I know it’s classic for older people to spout on about back in the day. Your parents did it (banging on about ‘the hop’) and now you’re doing it. Banging on about ‘the rave’. 

And yet as you observe the legions of immaculately turned-out fans chasing corporate superstars around the planet, clutching their iPhone15s, as they upload every second, every moment, you may find yourself thinking wistfully of long closed venues, of squatted warehouses and 10K rigs in fields, the thumping music that went on for days. 

Where glorious dishevelment was de rigueur and unrecorded.
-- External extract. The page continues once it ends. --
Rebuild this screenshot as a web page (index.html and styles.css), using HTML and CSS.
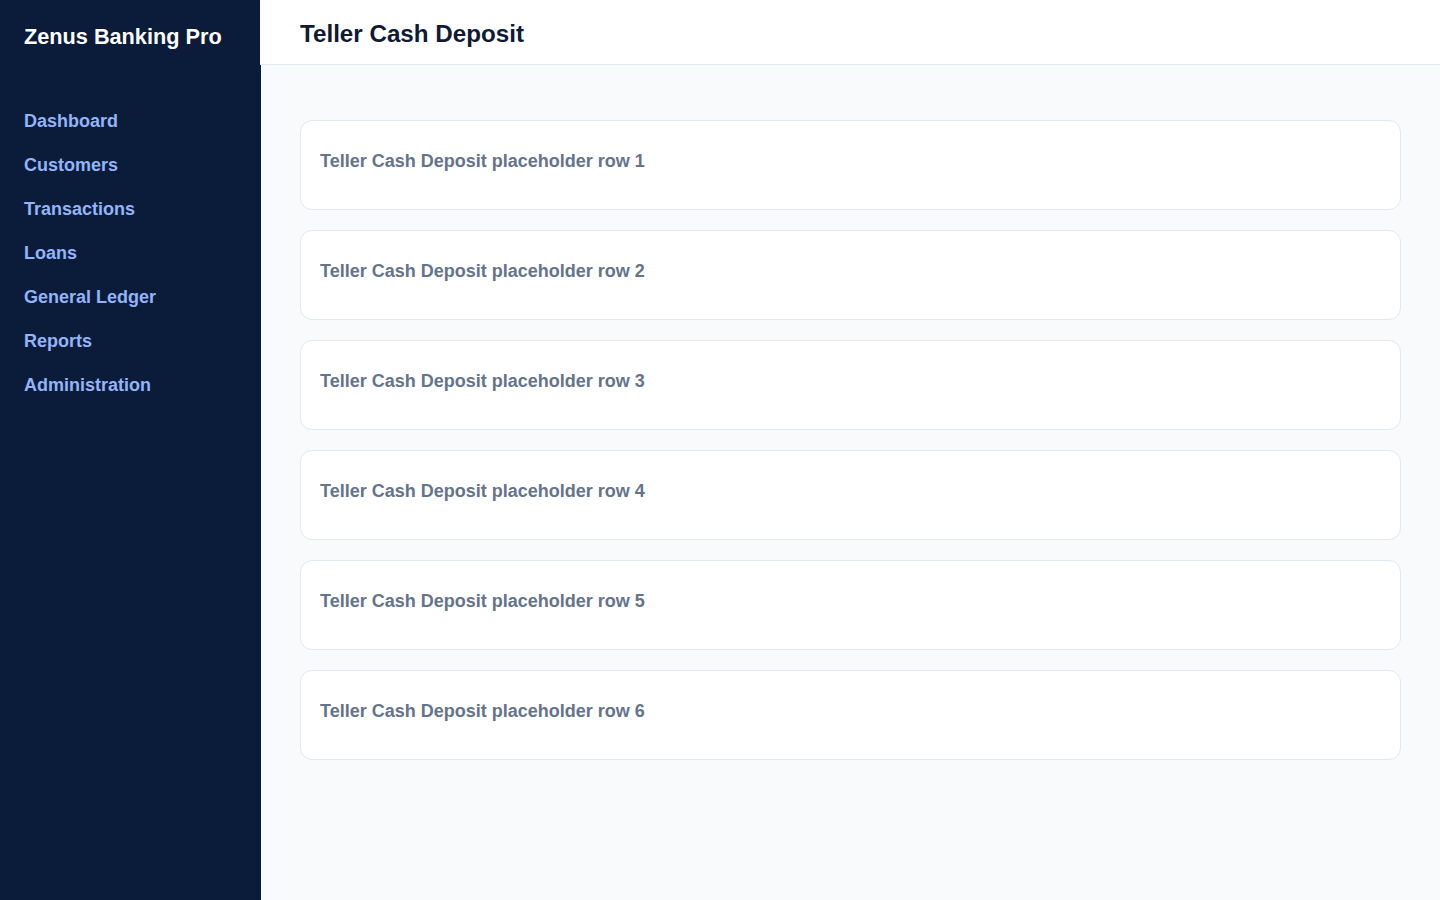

Attempting a re-enactment of such magical times would these days induce a hip replacement, possibly a nervous breakdown, but at least we oldies know what it felt like to go wild in the country, feral in the city.

How it felt to be scruffy, skint, phoneless and free, making it up as we went along instead of part of a digitally organised army of consumerist ultras.

Capitalism has eaten fandom, and regurgitated a mutant strain that doxxes and death threats its apostates. 

What a relief then, to know that after a hard day’s Glasto-hoovering, there’ll be bands like Fontaines, Kneecap and Sprints to jump around to in a field, not a stadium. 

After a fistful of preventative paracetamol, obviously.